His fingers were digging into my hair, and I was panting so hard that my lips were dry. I felt so bewildered by his words that I wasn’t even sure how to respond to him. Instead I stayed silent going over every word, processing each one so that it made sense. Apparently it was the wrong thing to do, because Camden abruptly let go of me and took a step back. His eyes bounced back and forth between mine. The one emotion that was so easy to read from him was pain. Somehow in my silence I’d crushed him and now he was the one pulling away. My heart lurched and I wanted nothing more than to say, ‘wait, I love you. Let’s not do this, can we just start over?’ But I didn’t. My feet were plastered in place as I watched him close his eyes and take a deep breath. When he opened them again, he shook his head at me and walked out. Without a care that Sarah was downstairs or that Macie might still be in the car, I flung myself onto my bed and curled into the fetal position and cried.
Camden left me.

THE NEXT MORNING I WAS LYING in my bed staring at the yellow walls. Walls that Camden had painted for me because he was trying to do something nice, something to show he cared. The fact that I had a bag packed beside my bed was weighing heavily on me, but the idea of walking out of the apartment not knowing when I’d be back made me want to hurl myself off a cliff. If I walked out on Camden, that would be it. He wouldn’t forgive me, and there’d be no coming back. There was a light tapping on the door before it was opened and in walked a showered and refreshed Bree. I thought she had left town already but apparently not. Lucky me.

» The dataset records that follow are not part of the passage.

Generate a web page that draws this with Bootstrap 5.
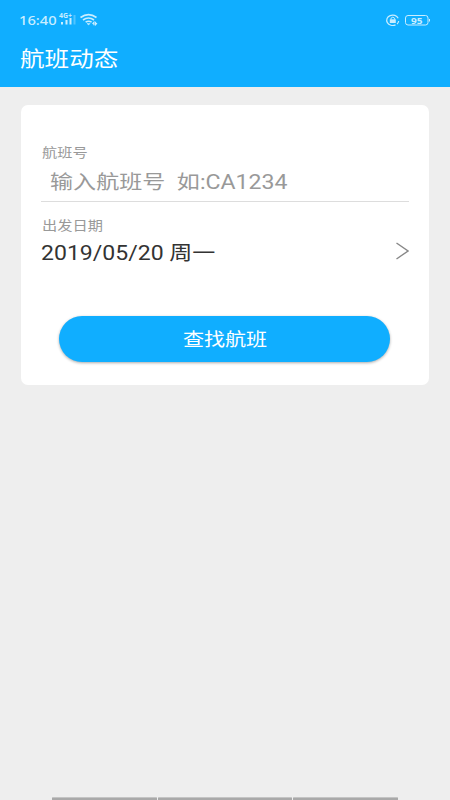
<!DOCTYPE html>
<html lang="zh-CN">
<head>
<meta charset="utf-8">
<meta name="viewport" content="width=device-width, initial-scale=1">
<title>航班动态</title>
<link href="https://cdn.jsdelivr.net/npm/bootstrap@5.3.0/dist/css/bootstrap.min.css" rel="stylesheet">
<style>
body{background:#eee;font-family:Roboto,"Noto Sans CJK SC",sans-serif;height:800px;overflow:hidden}
.wide{display:inline-block;white-space:pre;transform:scaleX(1.17);transform-origin:0 50%}
.top-area{background:#10aeff;height:87px;color:#fff}
.status-row{height:39px;padding:0 19px 0 19px;color:#c9edff}
.clock{font:500 13px/20px "Noto Sans",sans-serif;transform:scaleX(1.13);width:35px}
.page-title{font-size:21px;line-height:30px;padding-left:20px;margin-top:5px}
.flight-card{margin:18px 21px 0;height:280px;border:0;border-radius:7px;padding:38px 20px 0 20px}
.field-label{font-size:13px;line-height:20px;color:#999;padding-left:.5px}
.flight-input{font-size:19.6px;line-height:28px;color:#999;padding:6px 0 5px 8.5px;height:39px;border-bottom:1px solid #ddd}
.flight-input .wide{transform:scaleX(1.178)}
.date-label{margin-top:14px}
.date-row{height:33px;font-size:19.7px;line-height:30px;color:#333}
.date-row .wide{padding-top:2px}
.date-row svg{margin-bottom:4px}
.search-btn{width:331px;height:46px;margin:47px 1px 0 0;border:0;background:#10aeff;color:#fff;font-size:18px;box-shadow:0 1px 3px #0005}
.search-btn .wide{transform-origin:50% 50%}
.home-bar{height:3px;padding:0 52px;gap:1px}
.home-bar span{background:#a9a9a9;border-top:1px solid #c4c4c4;border-radius:1px 1px 0 0}
</style>
</head>
<body class="d-flex flex-column">
<header class="top-area">
  <div class="status-row d-flex align-items-center">
    <span class="wide clock">16:40</span>
    <svg class="ms-1" width="42" height="18" viewBox="58 11 42 18" fill="none" stroke="#c9edff">
      <text x="59" y="18" font-family="Noto Sans" font-weight="700" font-size="6.500" textLength="13" lengthAdjust="spacingAndGlyphs" fill="#c9edff" stroke="none">4G+</text>
      <path d="M62 22v2.500M66.500 20v4.500M70.500 18v6.500" stroke-width="2"/><path d="M74.500 15v9.500" stroke-width="2" opacity=".35"/>
      <path d="M80.500 17.500q8-5.800 16 0M83 20q5.500-4 11 0M85.600 22.200q3-2 6 0" stroke-width="1.600"/>
      <path d="M87 23.500l1.600 1.500 1.500-1.500z" fill="#c9edff" stroke-width=".5"/>
      <path d="M92.500 23.800l1.400-1.500v3M95.500 21.700v3l1.500-1.500" stroke-width="1.200"/>
    </svg>
    <svg class="ms-auto" width="46" height="14" viewBox="385 12 46 14" fill="none" stroke="#c9edff">
      <path d="M398.200 17.200A6 5.200 0 1 0 395.500 23.900M397 23a6 5.200 0 0 0 1.700-3" stroke-width="1.200"/>
      <path d="M389.800 18.300h6v3.700h-6z" fill="#c9edff" stroke="none"/><path d="M391 18.500v-1.300q1.800-2 3.600 0v1.300"/>
      <rect x="405.500" y="14.500" width="22.500" height="9.500" rx="2.500"/><path d="M429.500 18v2.500"/>
      <text x="411" y="22.500" font-family="Noto Sans" font-weight="700" font-size="8.500" textLength="11.500" lengthAdjust="spacingAndGlyphs" fill="#c9edff" stroke="none">95</text>
    </svg>
  </div>
  <h1 class="page-title fw-normal mb-0"><span class="wide">航班动态</span></h1>
</header>
<main class="flex-grow-1">
  <section class="card flight-card">
    <div class="field-label"><span class="wide">航班号</span></div>
    <div class="flight-input"><span class="wide">输入航班号  如:CA1234</span></div>
    <div class="field-label date-label"><span class="wide">出发日期</span></div>
    <div class="date-row d-flex justify-content-between align-items-center">
      <span class="wide">2019/05/20 周一</span>
      <svg width="14" height="18" viewBox="0 0 14 18" fill="none" stroke="#888" stroke-width="1.400"><path d="M1.500 1l11.500 8-11.500 8"/></svg>
    </div>
    <button type="button" class="btn search-btn rounded-pill align-self-center p-0"><span class="wide">查找航班</span></button>
  </section>
</main>
<footer class="home-bar d-flex">
  <span style="width:105px"></span><span style="width:134px"></span><span style="width:105px"></span>
</footer>
</body>
</html>
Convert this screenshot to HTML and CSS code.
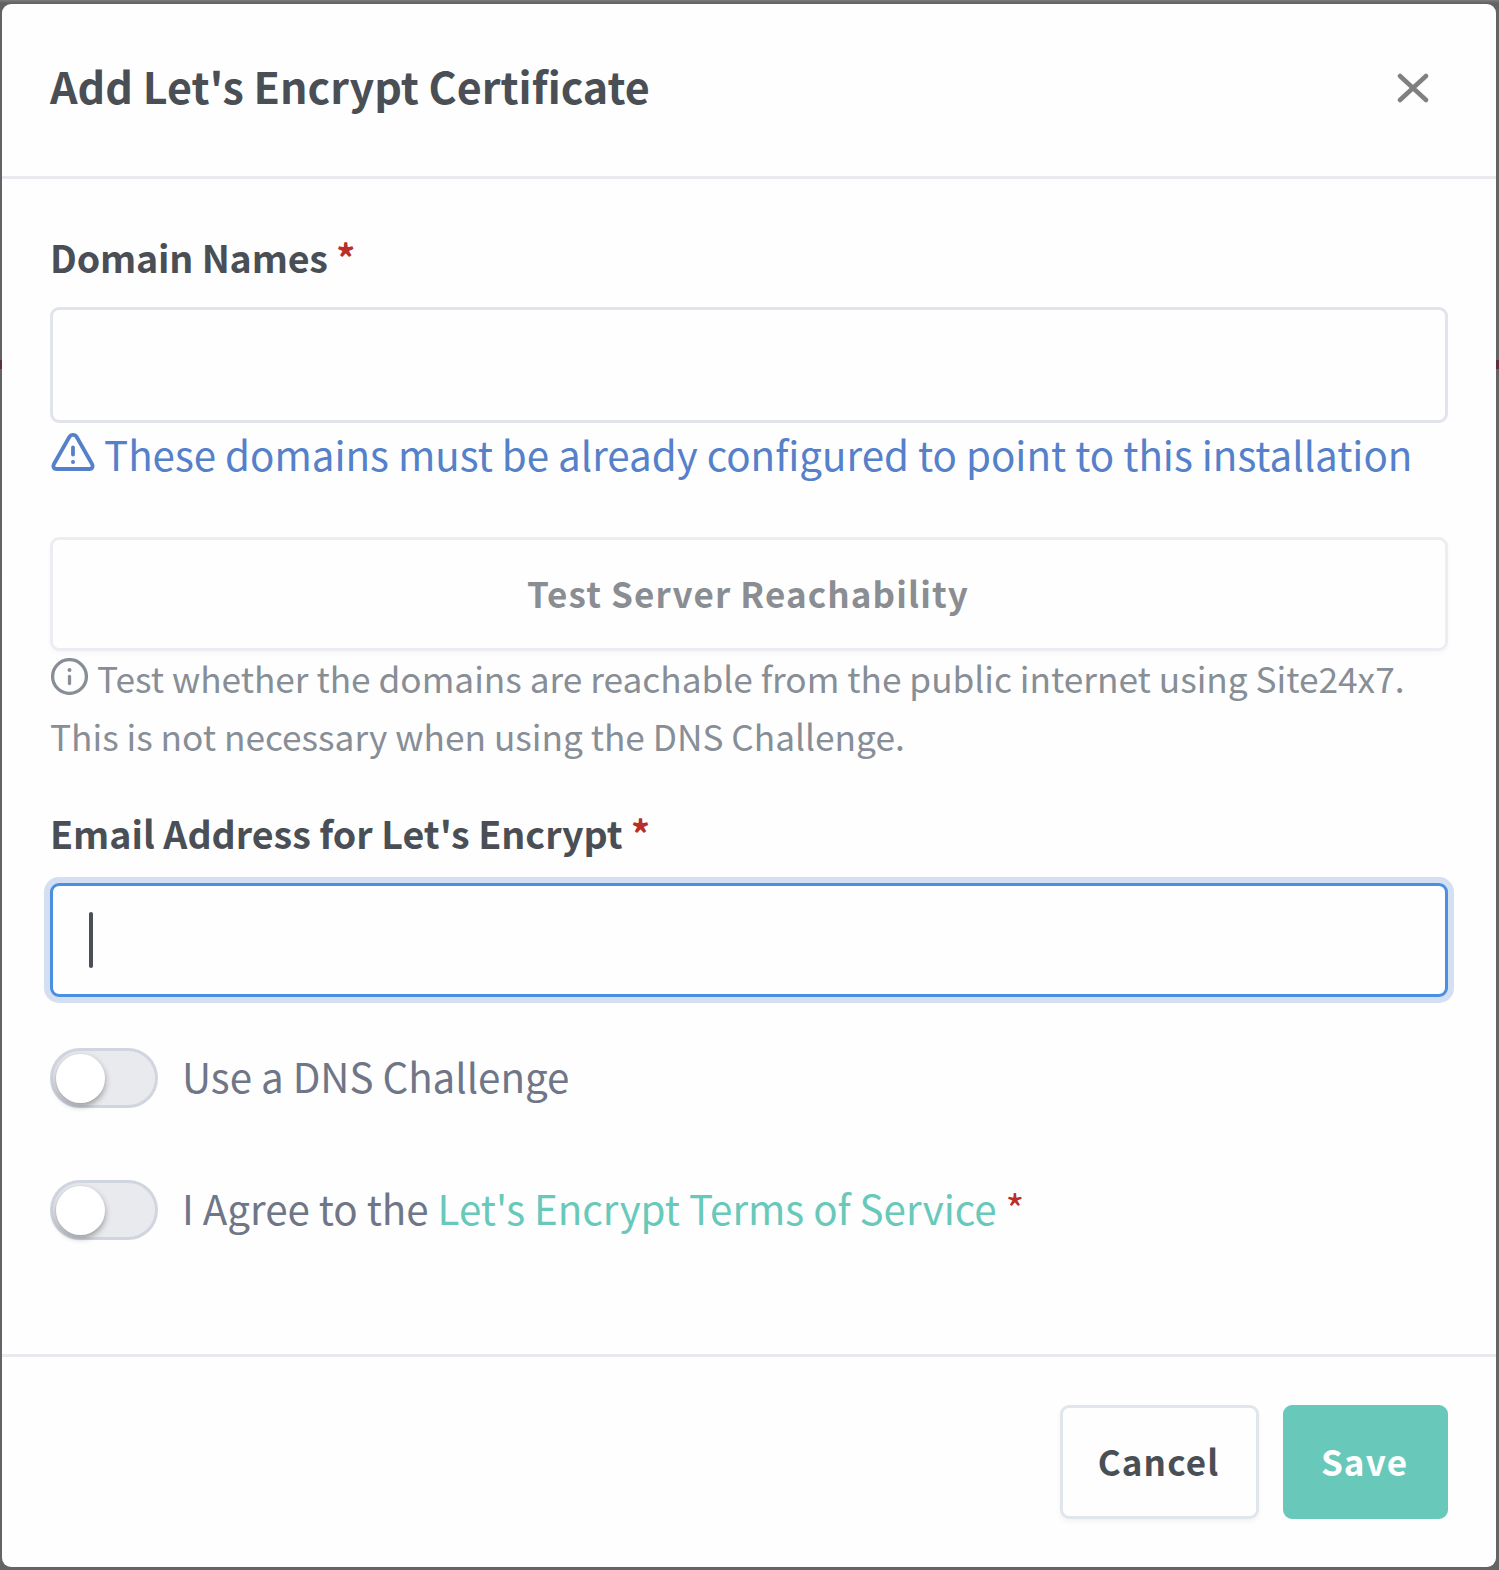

“Hey, mind if I come in?” she asked.
Uncurling myself, I scooted up the bed and pushed my hair behind my ears. “No, come on in.” I really wasn’t in the mood to talk to anybody, and certainly not her. I might know who she was now, but that didn’t mean my brain was yet computing that she wasn’t the enemy. I should get to know her though. Camden protected her, he loved her, and he was a part of her, because they shared the same DNA. And anything that was Camden, I loved.
She came and sat down next to me, stretching out her long toned legs and getting comfortable next to me like she’d known me her whole life. “How’re you holding up?”